**Record extracts:**

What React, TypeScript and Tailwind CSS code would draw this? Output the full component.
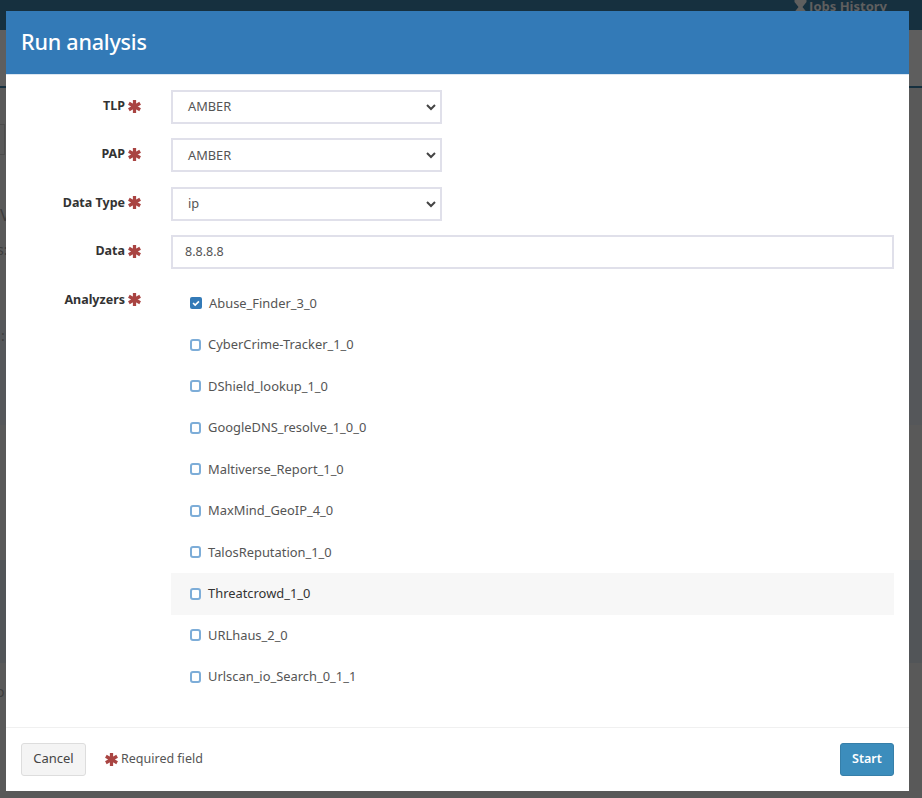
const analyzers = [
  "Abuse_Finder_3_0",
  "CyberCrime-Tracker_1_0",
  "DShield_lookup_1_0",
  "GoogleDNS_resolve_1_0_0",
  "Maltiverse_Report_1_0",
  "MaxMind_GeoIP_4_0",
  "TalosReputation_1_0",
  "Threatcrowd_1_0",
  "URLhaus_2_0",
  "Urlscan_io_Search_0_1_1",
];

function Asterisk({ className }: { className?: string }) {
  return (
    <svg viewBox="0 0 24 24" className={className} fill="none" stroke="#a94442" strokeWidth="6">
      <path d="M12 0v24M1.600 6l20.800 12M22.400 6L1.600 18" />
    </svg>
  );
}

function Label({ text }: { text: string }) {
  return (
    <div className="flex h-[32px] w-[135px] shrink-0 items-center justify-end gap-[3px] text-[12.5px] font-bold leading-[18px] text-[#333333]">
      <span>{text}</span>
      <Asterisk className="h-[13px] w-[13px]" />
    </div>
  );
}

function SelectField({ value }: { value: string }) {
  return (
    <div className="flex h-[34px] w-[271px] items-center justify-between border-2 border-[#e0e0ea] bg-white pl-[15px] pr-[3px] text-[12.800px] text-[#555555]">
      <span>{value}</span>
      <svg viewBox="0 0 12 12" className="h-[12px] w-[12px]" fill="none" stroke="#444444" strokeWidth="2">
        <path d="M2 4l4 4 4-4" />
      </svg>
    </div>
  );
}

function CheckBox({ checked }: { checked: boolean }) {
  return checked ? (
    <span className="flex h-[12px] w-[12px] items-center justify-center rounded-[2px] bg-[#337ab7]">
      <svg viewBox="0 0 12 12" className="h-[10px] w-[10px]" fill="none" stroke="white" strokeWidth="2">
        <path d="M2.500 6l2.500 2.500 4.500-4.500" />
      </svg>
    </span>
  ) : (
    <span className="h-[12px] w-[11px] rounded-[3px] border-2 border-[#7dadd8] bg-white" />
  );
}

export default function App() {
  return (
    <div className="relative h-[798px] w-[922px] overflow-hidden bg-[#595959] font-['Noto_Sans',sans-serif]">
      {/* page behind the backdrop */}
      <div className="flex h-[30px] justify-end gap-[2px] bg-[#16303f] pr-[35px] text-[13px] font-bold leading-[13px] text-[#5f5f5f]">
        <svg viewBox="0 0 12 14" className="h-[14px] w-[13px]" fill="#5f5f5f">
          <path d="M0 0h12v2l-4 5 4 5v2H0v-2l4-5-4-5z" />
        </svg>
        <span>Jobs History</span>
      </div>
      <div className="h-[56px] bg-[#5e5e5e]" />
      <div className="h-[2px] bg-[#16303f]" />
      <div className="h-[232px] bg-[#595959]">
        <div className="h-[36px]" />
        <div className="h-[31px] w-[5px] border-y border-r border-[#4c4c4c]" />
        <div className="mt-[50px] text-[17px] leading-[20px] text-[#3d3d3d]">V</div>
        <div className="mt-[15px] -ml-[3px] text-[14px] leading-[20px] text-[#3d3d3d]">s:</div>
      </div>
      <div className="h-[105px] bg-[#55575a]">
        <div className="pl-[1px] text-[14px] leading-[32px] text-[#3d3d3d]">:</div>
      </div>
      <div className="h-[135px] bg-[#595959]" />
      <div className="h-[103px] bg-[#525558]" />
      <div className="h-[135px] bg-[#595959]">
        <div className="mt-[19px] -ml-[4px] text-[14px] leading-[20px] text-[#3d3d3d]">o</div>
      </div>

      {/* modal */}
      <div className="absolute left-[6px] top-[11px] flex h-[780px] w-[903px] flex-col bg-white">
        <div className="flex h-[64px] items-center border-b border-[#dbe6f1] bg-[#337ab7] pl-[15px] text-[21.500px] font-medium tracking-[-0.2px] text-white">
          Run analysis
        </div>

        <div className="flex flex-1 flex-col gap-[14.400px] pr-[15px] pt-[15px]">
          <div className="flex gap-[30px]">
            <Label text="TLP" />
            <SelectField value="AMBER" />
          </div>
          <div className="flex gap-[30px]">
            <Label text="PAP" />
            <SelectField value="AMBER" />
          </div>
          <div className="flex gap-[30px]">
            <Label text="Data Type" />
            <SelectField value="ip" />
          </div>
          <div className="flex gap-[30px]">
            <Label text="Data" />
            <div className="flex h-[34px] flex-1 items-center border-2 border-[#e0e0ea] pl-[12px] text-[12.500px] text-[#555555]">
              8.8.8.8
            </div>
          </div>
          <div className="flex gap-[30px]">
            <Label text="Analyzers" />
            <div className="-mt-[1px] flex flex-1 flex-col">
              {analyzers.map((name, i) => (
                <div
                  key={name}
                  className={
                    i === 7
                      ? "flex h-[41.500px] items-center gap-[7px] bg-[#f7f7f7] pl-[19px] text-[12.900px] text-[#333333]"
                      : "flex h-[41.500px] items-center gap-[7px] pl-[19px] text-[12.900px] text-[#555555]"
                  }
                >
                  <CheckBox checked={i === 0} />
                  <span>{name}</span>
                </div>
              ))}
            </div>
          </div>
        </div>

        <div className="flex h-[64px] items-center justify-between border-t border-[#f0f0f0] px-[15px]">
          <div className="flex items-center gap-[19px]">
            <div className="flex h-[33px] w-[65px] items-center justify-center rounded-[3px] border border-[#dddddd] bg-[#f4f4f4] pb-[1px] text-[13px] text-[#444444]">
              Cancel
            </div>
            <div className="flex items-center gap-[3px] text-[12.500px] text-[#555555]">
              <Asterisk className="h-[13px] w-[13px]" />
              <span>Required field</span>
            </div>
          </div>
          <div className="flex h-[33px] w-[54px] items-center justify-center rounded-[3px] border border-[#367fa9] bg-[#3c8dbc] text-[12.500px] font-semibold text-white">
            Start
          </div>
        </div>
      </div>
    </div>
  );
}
...
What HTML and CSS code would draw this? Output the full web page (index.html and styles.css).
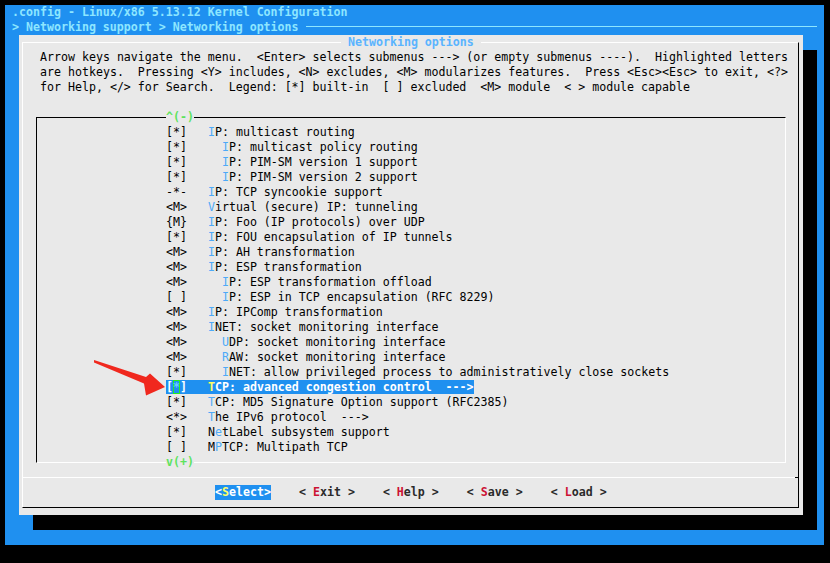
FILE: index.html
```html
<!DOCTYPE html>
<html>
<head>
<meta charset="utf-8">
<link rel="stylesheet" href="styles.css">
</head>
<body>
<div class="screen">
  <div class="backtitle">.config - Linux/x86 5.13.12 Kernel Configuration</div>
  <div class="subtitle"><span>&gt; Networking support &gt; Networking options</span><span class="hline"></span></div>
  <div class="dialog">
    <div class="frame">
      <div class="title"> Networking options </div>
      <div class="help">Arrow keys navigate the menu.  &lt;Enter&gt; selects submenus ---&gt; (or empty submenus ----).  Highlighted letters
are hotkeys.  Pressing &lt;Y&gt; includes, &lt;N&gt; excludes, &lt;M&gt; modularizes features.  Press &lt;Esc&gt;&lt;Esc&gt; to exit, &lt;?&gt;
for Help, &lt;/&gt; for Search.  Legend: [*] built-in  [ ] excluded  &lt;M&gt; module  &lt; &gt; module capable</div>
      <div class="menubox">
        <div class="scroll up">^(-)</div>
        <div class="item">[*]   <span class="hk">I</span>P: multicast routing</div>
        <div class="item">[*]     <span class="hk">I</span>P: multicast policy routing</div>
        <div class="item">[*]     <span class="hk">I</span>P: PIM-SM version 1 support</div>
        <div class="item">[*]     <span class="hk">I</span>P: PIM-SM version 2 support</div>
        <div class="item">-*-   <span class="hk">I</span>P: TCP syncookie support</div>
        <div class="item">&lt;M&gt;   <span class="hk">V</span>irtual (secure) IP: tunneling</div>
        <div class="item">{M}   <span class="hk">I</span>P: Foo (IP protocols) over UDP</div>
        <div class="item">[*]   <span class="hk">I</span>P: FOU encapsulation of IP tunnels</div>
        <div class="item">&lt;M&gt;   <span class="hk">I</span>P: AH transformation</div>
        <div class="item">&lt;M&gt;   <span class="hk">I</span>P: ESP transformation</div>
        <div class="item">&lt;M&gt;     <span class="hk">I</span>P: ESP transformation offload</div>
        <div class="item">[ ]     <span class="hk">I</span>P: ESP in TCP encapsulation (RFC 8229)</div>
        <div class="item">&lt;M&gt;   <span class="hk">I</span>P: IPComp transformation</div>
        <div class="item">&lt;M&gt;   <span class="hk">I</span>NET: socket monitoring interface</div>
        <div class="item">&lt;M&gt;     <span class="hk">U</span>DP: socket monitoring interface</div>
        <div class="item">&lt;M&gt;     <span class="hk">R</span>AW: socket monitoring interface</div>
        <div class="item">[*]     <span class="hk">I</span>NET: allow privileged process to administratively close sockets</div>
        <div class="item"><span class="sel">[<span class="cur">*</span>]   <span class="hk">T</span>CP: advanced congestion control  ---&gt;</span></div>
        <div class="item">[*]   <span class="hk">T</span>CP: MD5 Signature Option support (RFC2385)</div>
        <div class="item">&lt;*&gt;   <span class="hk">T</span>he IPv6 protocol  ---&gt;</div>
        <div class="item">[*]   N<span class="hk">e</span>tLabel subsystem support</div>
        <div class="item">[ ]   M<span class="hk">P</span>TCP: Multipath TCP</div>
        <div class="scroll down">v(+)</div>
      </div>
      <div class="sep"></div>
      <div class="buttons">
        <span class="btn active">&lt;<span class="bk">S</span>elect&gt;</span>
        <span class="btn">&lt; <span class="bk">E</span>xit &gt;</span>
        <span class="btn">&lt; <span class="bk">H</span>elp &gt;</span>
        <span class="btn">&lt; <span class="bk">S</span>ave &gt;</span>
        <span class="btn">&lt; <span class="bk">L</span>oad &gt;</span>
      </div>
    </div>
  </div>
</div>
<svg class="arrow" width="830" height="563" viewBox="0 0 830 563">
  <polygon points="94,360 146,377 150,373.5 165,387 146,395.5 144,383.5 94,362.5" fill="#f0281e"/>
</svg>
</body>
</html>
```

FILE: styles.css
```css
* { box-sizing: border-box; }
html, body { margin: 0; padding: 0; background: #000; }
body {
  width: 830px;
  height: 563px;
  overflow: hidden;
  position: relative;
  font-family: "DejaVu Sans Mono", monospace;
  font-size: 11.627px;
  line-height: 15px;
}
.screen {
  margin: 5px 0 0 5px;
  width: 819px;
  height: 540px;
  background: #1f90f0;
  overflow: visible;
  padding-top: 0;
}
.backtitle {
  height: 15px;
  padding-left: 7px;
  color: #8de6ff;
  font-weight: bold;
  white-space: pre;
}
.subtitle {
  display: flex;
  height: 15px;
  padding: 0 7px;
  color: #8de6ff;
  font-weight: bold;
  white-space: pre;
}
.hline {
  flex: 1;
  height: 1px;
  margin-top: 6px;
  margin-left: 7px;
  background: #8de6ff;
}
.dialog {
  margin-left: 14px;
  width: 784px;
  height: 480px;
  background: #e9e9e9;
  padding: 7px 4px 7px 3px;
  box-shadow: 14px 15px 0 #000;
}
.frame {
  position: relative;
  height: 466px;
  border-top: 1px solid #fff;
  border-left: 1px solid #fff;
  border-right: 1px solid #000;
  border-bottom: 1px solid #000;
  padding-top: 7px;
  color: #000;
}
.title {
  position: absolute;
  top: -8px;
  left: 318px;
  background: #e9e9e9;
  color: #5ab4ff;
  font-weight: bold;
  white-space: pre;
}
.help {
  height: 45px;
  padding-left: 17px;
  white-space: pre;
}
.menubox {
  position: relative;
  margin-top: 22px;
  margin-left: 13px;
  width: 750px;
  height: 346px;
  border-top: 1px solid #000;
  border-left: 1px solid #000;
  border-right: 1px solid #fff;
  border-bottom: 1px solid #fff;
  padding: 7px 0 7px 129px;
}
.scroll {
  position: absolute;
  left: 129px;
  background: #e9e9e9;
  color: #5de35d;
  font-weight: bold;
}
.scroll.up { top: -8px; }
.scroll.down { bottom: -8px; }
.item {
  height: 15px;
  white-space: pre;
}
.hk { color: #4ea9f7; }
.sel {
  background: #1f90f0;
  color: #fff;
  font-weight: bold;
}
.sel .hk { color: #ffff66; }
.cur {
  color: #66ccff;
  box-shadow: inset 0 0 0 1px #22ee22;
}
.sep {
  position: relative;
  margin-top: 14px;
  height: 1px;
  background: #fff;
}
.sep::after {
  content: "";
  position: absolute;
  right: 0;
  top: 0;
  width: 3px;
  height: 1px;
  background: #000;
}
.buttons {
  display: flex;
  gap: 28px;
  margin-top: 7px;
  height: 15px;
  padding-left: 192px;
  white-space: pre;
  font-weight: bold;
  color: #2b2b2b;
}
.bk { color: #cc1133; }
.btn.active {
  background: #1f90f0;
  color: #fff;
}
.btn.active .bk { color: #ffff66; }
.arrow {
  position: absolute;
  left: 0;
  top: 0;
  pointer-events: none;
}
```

**What you have to do:** Tally how many lines of the material contain the word "Output". The answer must be the number and nothing else.

**The solution:** 2